The things I like about the F6 Plus far outweigh those little niggles above. At this price point, I’ve not used a 5.5″ monitor that felt as comfortable and efficient to use as the F6 Plus does. There are a number of other monitors on the market that do offer more and some that are much brighter for outdoor use, but they also cost significantly more money.
Some might feel that even 5.5″ is a little large for an on-camera monitor, but personally, I like my on-camera monitors to be quite large, having previously used the two 7″ monitors I mentioned above as my regular on-camera monitors. Since I got the F6 Plus, though, I haven’t used the 7″ monitors on-camera at all. The 5.5″ still feels big enough, especially with how comfortable it feels on top of the camera. It feels like a great compromise, offering a relatively large screen while still having a fairly compact build. And the 8v output to power my camera with a dummy battery is invaluable.

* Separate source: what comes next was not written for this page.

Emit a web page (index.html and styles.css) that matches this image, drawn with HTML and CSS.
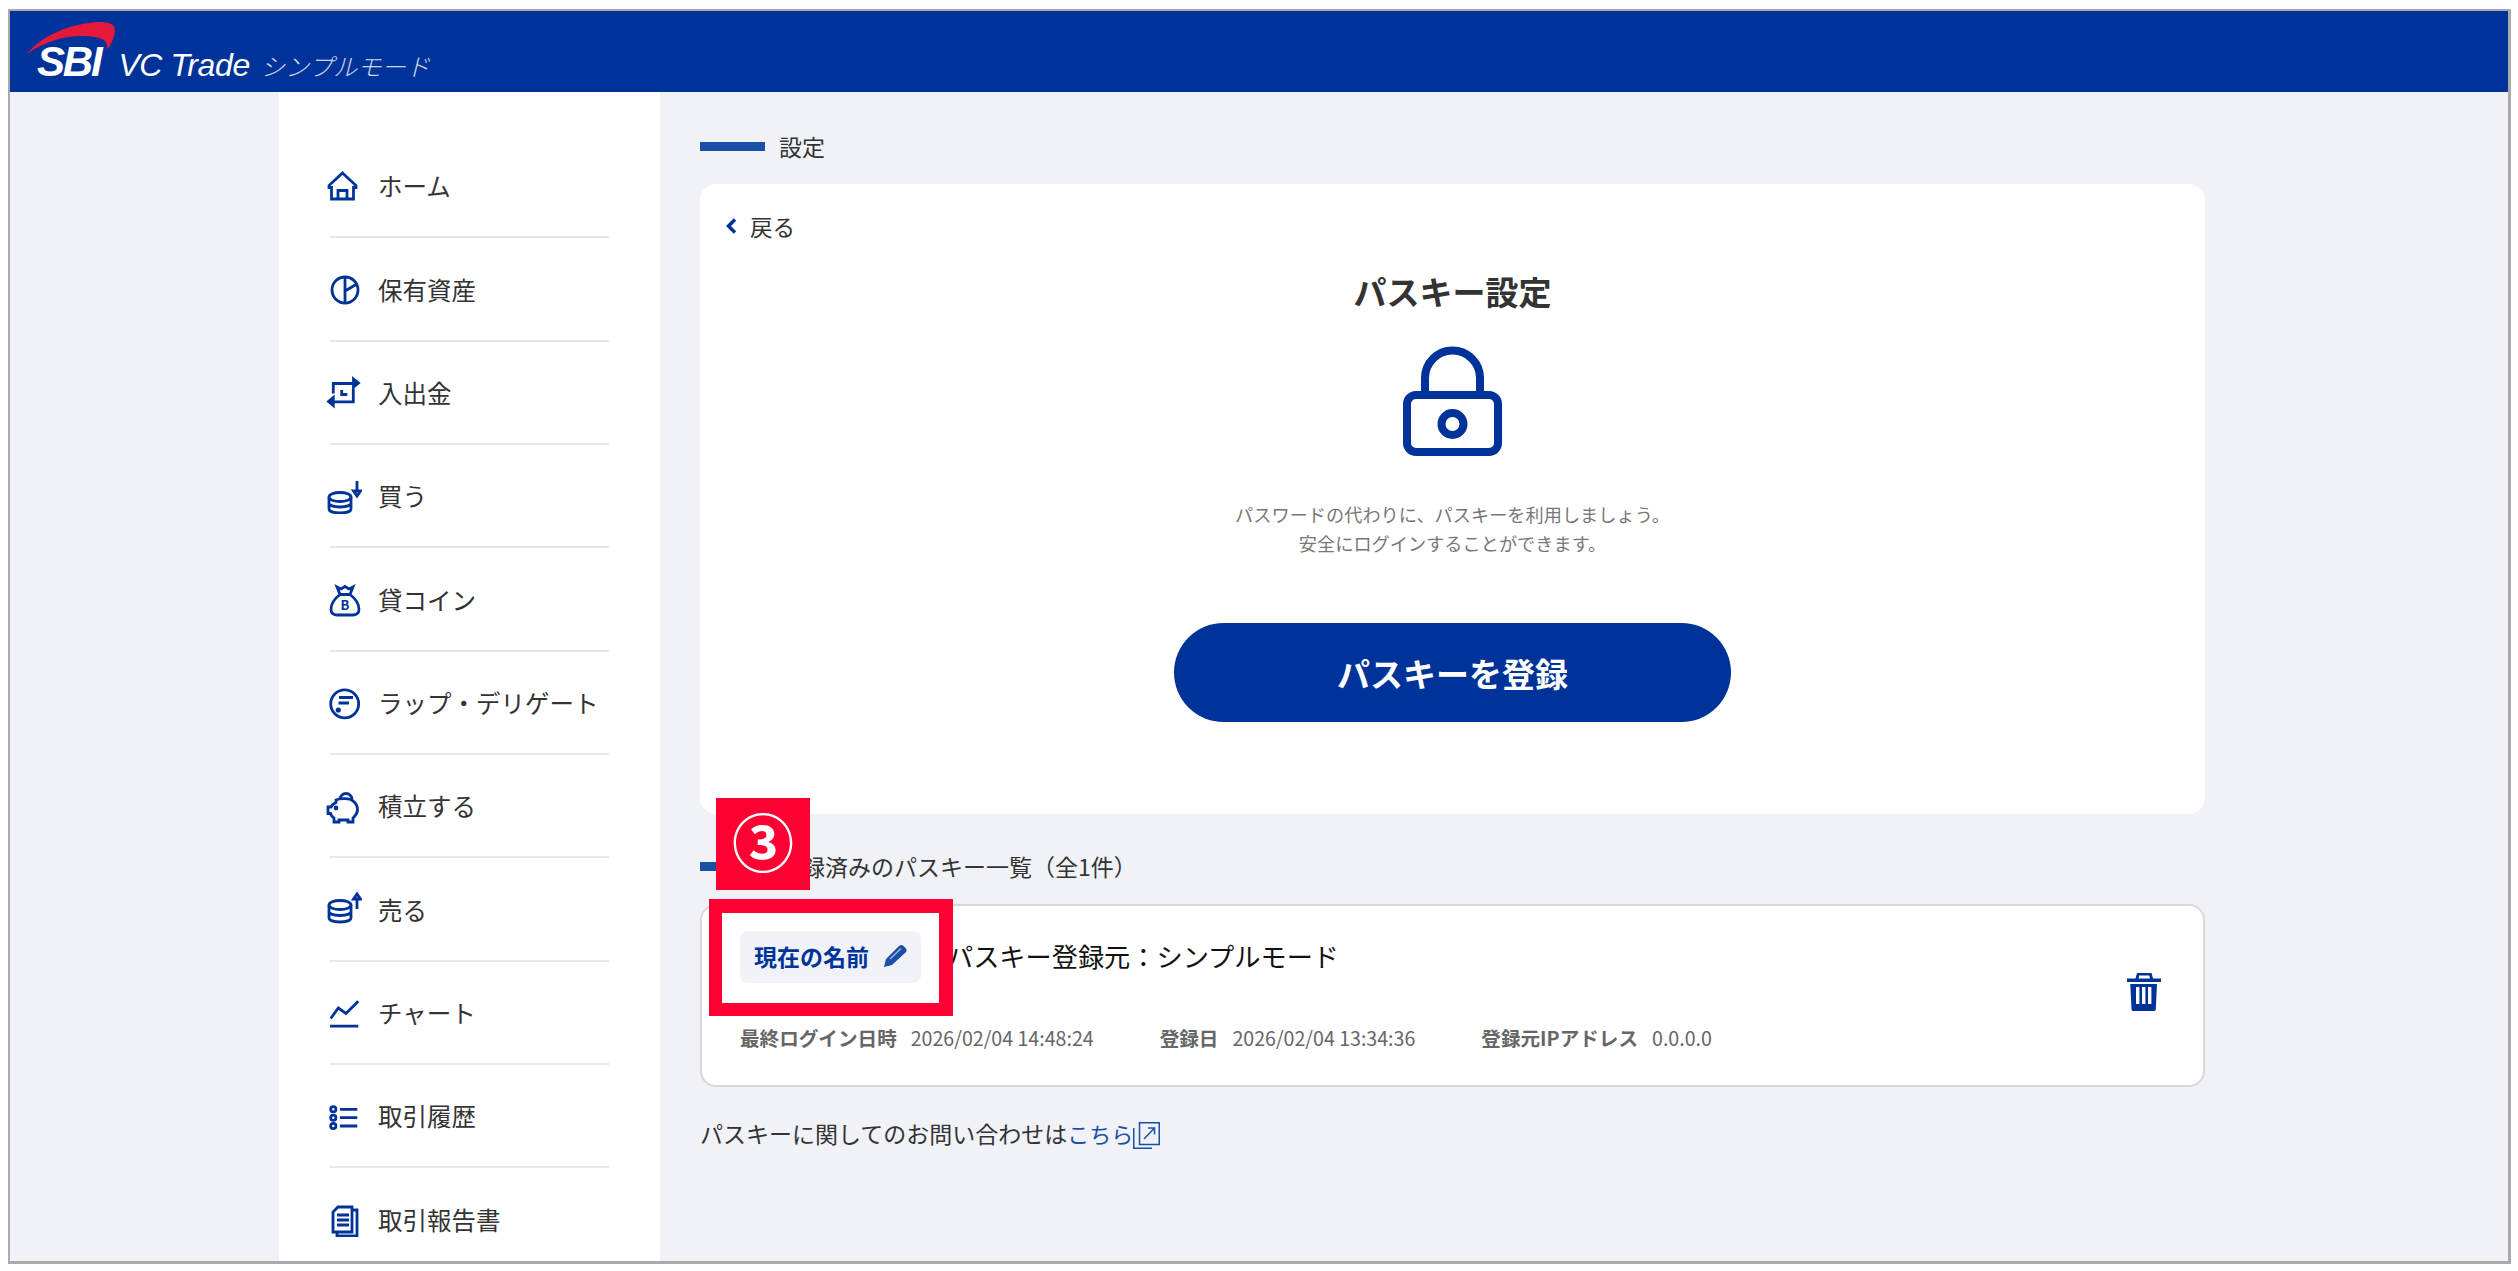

The colours are quite vibrant, and 3D LUT support is a fantastic feature. I can throw on a corrective LUT just to get a better idea of the real contrast and exposure of the scene, or I can use a creative LUT to get some idea of how the final scene will look once I bring the footage into my editing software.
The F6 Plus has now found a permanent place on top of my camera, whether I’m on a tripod on location or going handheld. The only way it’s being replaced is if a new version comes out offering vectorscope and waveform. But I’m still holding out for the possibility of these being added in a future firmware update. If you don’t need or care about those two features, though, the F6 is a great little monitor for the price, and I wouldn’t hesitate to recommend it.
The Feelworld F6 Plus is available to buy now for $229.